### [PROBLEM]
What is the number of lines in these entries that include "TypeScript"? Write that number and no other text.

### [DATA EXTRACT]
- - - -
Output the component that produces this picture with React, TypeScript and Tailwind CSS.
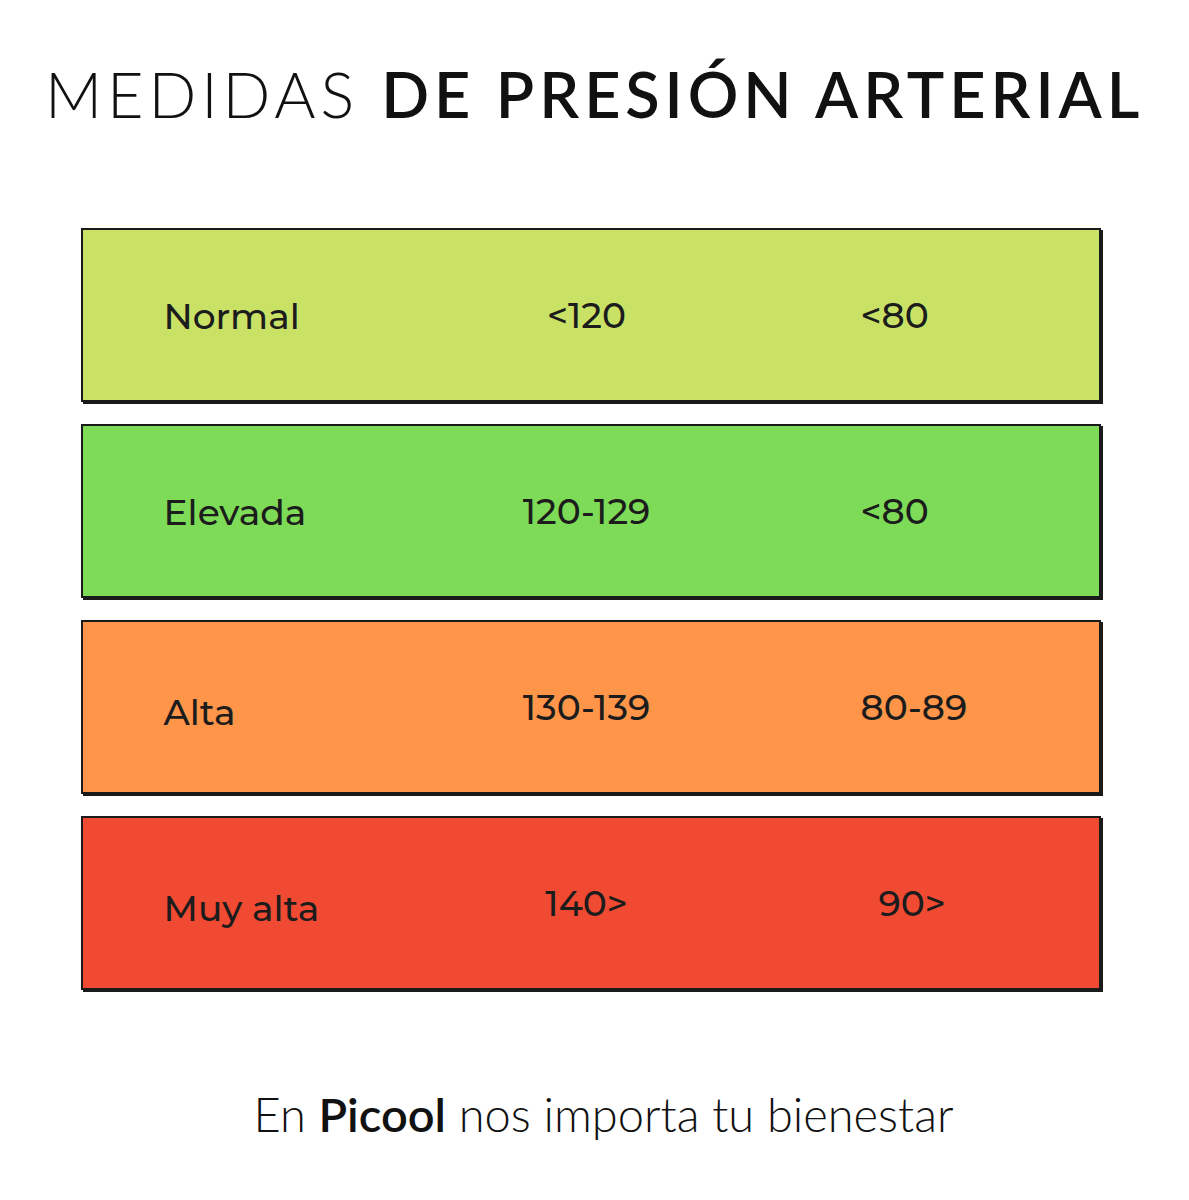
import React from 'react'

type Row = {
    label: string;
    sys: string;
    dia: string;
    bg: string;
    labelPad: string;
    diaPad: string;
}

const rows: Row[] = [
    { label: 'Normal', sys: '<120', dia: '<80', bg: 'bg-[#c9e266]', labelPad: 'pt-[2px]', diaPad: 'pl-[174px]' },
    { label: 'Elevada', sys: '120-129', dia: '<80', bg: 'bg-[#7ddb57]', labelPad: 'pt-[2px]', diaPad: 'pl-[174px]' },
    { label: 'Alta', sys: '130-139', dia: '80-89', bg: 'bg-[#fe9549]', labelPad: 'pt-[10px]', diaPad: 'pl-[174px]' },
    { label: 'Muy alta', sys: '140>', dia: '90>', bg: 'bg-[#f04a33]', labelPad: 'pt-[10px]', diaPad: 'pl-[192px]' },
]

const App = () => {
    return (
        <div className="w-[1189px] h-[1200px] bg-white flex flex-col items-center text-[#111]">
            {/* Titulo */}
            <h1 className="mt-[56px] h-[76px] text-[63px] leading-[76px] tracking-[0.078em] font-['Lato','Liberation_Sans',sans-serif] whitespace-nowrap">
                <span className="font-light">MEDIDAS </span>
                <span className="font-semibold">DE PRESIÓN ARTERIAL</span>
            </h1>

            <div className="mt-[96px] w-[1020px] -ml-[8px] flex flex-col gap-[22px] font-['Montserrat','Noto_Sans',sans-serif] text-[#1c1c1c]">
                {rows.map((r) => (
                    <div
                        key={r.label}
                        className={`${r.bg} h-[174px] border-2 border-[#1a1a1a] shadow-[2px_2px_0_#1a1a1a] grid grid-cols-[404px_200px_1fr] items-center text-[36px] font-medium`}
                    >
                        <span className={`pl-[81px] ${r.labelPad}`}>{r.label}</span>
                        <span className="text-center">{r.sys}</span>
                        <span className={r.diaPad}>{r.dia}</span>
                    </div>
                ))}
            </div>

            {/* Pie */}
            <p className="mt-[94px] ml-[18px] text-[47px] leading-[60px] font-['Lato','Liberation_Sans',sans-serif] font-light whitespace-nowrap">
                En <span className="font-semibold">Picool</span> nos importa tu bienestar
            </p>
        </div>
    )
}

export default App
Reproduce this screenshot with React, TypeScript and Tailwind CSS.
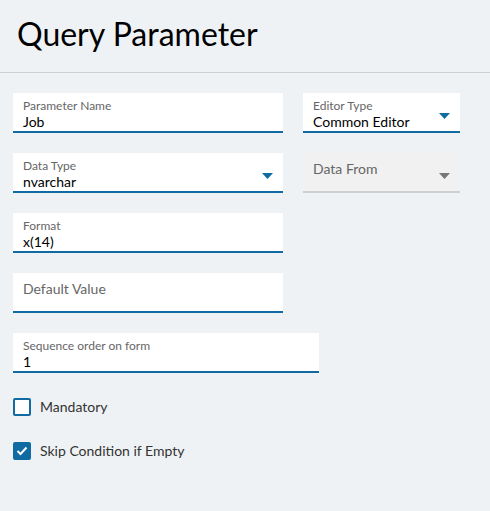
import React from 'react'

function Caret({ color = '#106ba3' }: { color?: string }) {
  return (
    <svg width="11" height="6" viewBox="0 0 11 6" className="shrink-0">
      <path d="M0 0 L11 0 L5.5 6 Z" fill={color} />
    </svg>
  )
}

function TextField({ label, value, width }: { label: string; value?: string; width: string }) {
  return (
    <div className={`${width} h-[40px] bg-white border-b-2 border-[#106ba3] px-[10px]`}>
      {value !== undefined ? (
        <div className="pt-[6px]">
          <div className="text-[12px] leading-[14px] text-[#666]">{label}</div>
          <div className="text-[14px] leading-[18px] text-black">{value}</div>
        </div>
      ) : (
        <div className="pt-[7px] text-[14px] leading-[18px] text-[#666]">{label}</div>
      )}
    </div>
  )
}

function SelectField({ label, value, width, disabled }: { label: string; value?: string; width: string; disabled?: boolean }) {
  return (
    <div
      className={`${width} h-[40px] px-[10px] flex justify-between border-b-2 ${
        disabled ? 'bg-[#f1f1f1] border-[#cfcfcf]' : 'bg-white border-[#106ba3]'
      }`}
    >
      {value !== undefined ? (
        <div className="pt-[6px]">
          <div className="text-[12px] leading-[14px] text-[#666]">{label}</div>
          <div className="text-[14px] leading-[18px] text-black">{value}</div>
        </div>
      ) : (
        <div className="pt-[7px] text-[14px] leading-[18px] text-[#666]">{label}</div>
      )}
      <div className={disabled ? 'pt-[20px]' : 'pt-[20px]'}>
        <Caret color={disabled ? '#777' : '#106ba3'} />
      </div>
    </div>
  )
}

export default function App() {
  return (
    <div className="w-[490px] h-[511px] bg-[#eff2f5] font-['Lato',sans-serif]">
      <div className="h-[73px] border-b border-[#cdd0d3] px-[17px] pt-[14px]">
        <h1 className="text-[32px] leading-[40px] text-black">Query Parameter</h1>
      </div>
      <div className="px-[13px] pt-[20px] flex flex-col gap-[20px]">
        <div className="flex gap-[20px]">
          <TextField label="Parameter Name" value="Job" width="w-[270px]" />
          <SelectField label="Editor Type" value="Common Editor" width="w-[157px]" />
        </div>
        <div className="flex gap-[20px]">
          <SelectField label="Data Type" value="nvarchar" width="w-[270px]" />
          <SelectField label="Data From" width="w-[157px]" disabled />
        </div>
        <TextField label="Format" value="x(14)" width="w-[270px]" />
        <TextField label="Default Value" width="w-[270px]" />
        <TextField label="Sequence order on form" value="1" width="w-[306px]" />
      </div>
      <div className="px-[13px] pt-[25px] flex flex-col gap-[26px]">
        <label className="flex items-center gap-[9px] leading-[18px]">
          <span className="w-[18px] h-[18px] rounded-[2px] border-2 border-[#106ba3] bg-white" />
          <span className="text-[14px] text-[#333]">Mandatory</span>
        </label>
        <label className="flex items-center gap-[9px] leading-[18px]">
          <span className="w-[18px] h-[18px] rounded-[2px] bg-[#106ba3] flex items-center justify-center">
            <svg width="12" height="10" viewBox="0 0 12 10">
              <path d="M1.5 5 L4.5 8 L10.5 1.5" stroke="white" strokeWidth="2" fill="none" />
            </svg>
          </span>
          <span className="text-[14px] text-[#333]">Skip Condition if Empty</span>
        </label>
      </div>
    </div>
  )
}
- - - -
### [COMPLETE ANSWER]
2